Everyone knows a sham and scam. For years certain colleges have sought to turn cheerleading squads into competitive "teams" to rescue the  schools from serious Title IX issues. When Quinnipiac College cut women's volleyball and replaced it with cheer squads, the courts yelled NO. Seriously, cut volleyball and expand cheerleading!!!!  Think about it.

The desire to shift to cheerleader squads could save money, avoid expanding the number of women's teams and keep government scrutiny at bay. A desire to turn cheerleading into a recognized NCAA sport has rumbled around in the south for years for cultural and economic reasons.The recent court decision states that cheerleading squads do not meet NCAA or reasonable competitive standards to qualify as Title IX counters. This is clear, but the decision should be applauded for another reason. Pretending cheerleading squads qualify as competitive sport violates the entire cultural intent of Title IX.

First, competitive cheerleading keeps the social order intact. Attractive, self-selected, somewhat athletic cliques jump, leap, cheer and get tossed around by larger males. High school reality and myth reinforce a very strong hierarchy of pseudo social values about who counts and who does not or what it means to be a desired or successful girl. The alluring and revealing outfits emphasize traditional notions of value and status so much so that the sexuality and traditional femininity override the athleticism. Just think Kirsten Dunst, Gabrielle Union and fellow travelers in Bring it On  (now in its fourth iteration) and you get the picture. Better yet just look at this picture from deadspin of college cheerleaders practicing outside their hotel reveals a chief attribute of cheerleading.

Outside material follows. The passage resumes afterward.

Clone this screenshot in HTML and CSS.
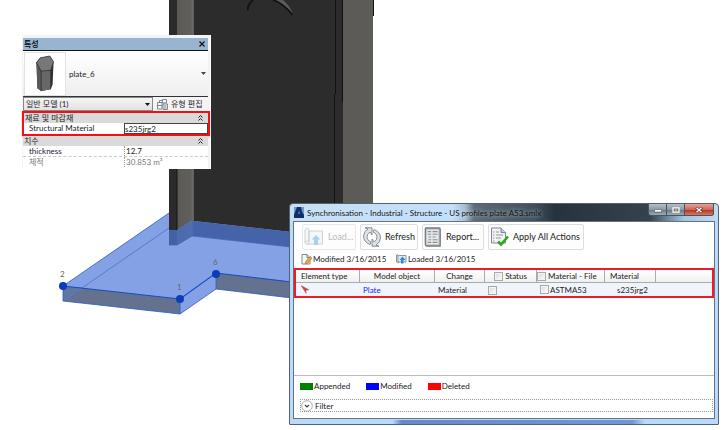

Second, cheerleaders stand on the side cheering on the largely male dominated teams. Its origins signify the hierarchy of women supporting men's sports, women's customary place. The whole culture of cheerleading and competitions resembles the culture of beauty queen pageants. The path feels similar to gymnastics except gymnastics grows from deep roots and is far more rigorous, disciplined, demanding, rule bound and does not replicate what values should determine who is at the top of the social hierarchy.

Third, moving cheerleading into a competitive center transposes the stunning emergence of powerful athletic women dominating and claiming sports as their own as in basketball, softball, soccer, lacrosse or running. The growth of women's sports has accompanied and amplified a growth in conceptions of what women can be. Cheerleading would displace this expansion with an activity that simply reinforces traditional valuations of women around narrow notions of beauty, body shape, strength and their relation to men. It feels eminently safe much as early women's college swimming did because it grew from images of Esther Williams and ideals of beauty, not competitive athleticism (thanks to Courtney Beyer for this insight).

The battles over Title IX will not go away. They are going to get worse with the reality of 60 percent female undergraduate populations. They will get worse as long as football dominates the budgets and numbers of scholarships and as long as football and men's basketball generate so much money.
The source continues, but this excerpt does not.